Imagine you have the following scenario. Your organization deploys some app core to its mission. For example if you're Stack Exchange, this might be the customer facing web server. Let's also say you subscribe to something like the 12-Factor App philosophy. Each app mantains its own SCM repo, which acts as the canonical source of truth. You might also have org-wide libraries which are consumed by zero, one or multiple apps, and maintain their own SCM repos. Finally the app itself may be deployed over many different sites, each with potentially different configurations or underlying infrastructure.
Okay, now the wrinkle comes with how you handle tooling that's designed to monitor, analyze or detect anomalies with the actual app production runs. The purpose might be for sysadmin reasons (checking for critical error messages in app logs), data science (post-hoc analysis of user behavior), performance profiling, or some other reason.

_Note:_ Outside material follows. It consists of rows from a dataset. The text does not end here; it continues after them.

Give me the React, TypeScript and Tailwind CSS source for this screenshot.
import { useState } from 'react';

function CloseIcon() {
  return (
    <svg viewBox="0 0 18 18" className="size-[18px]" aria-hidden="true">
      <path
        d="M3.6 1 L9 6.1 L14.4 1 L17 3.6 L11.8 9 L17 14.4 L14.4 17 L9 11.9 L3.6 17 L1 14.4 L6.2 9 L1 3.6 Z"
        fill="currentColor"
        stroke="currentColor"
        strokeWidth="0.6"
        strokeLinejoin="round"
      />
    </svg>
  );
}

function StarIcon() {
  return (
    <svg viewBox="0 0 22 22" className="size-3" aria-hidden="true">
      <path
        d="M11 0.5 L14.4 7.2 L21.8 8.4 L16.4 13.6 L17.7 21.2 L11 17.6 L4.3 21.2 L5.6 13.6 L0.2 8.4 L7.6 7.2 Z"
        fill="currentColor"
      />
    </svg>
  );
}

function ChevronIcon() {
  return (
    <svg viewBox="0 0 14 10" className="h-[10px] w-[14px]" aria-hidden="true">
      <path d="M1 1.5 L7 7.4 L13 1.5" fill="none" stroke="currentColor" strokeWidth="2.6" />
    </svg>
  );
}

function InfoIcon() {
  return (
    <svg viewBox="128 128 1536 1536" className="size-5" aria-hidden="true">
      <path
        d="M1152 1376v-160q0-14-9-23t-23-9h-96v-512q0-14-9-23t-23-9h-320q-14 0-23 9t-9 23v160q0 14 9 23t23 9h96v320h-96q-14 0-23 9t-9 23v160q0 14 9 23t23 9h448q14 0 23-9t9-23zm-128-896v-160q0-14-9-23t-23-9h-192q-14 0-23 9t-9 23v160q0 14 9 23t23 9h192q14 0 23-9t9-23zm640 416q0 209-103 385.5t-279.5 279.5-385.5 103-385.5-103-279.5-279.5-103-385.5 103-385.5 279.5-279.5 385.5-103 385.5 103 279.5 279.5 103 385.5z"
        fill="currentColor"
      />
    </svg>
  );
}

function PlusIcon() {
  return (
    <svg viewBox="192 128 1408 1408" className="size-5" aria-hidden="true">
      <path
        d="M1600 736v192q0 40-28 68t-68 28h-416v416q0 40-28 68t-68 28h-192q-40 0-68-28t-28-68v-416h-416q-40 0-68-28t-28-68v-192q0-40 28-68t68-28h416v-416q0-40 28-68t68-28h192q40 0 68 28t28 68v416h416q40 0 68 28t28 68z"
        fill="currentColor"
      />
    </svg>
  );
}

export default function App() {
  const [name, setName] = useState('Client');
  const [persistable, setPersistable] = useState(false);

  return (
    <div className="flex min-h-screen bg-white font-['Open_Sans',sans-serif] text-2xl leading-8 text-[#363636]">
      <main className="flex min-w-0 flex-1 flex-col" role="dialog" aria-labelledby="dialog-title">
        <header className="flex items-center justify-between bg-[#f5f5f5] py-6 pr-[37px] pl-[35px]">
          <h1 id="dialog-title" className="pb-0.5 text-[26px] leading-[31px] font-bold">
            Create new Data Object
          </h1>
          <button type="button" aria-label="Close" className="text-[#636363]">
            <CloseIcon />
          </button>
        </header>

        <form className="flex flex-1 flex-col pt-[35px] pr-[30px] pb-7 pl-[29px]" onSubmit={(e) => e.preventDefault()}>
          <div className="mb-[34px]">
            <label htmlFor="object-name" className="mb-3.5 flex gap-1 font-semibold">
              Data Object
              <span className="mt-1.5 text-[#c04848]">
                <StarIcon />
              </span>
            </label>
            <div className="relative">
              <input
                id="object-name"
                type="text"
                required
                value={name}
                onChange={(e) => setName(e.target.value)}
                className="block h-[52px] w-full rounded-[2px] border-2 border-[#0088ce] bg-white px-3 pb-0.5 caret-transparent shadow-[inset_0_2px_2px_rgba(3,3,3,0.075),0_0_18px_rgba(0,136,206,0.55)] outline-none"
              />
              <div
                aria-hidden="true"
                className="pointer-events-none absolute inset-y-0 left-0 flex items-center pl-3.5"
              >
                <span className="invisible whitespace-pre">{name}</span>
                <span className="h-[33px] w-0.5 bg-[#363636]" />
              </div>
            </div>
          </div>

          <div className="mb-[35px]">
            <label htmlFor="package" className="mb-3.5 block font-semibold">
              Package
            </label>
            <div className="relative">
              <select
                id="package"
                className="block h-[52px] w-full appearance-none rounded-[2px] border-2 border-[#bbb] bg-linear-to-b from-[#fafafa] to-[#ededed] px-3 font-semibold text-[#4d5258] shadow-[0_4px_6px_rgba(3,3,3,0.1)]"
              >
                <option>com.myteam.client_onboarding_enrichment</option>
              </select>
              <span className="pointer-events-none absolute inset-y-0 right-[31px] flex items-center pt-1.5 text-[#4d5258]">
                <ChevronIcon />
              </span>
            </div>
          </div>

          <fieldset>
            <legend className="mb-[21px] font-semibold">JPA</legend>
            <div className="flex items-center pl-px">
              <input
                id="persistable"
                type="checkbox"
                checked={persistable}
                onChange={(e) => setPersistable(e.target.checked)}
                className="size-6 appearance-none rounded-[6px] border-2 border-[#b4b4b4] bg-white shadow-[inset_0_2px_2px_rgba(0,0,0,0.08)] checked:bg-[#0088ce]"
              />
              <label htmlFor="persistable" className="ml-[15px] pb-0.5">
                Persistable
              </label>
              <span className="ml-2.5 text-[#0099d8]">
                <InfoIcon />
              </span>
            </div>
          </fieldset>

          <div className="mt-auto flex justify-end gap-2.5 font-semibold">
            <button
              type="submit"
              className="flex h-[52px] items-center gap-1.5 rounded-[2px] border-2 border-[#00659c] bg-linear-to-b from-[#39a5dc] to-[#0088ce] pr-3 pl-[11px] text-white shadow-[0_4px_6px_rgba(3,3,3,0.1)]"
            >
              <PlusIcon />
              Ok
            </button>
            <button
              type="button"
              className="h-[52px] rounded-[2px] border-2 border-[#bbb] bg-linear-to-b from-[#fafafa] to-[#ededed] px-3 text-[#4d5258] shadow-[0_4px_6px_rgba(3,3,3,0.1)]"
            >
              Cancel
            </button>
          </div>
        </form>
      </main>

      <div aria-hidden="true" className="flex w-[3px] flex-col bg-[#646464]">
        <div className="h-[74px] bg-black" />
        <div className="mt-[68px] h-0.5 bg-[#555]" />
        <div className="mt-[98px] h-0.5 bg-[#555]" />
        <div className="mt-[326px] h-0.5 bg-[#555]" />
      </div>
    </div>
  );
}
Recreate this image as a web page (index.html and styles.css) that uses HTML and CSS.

What are best practices for organizing this tooling in your organization's multi-repository structure.The key question is do you put this tooling with the app's main repo? (E.g. add a new top-level directory called tools/
to the repo frontend-web-server
). Do you separate all the tooling for a given app into a single separate repo? (E.g. new repo called frontend-web-server-tools
) Or create a separate repo for each specific tool? (E.g. frontend-web-server-user-analysis
, frontend-web-server-runtime-monitor
, frontend-web-server-profiler
)
I see some strong arguments on all sides:
- The tooling may have fairly strong dependencies on the underlying app code itself. E.g. if we change the app's log format, then anything consuming those logs probably also has to be change. Keeping it a single repo reduces the chance of breaking the tooling on codebase changes.
- The tooling itself probably conforms to much looser software engineering standards, and a lot of tools may created on a one-off or ad-hoc basis then thrown away. We may not want to pollute the main repo with this.
- Some of the tooling may span multiple apps. For example for some data science analytics script we may want to join activity in the front-end app with data from a backing microservice.
- The tooling itself is likely to benefit from a shared codebase. If we have a tool to do X and a tool to Y, they may both need some logic to do Z. Obviously DRY, so we often we probably want similar tools to at least be in the same repo with each other.
- The tooling may also consume code directly from the app's codebase. Maybe we have a tool that replays activity for some test environment. That might be a lot easier to do by relying on a single module within the app to avoid DRY. Compiling the tool along with the app's codebase is a lot easier if they share a repo. It seems impractical to fork an entirely separate library repo just for one repo.
- Some of the tooling might be specific to the deploy. You wouldn't want to pollute the app codebase with deploy details.
Maybe a single approach doesn't capture all the idiosyncrasies of different plausible scenarios. But how do large organizations typically handle situations like this? Or at least how do they approach making these decisions?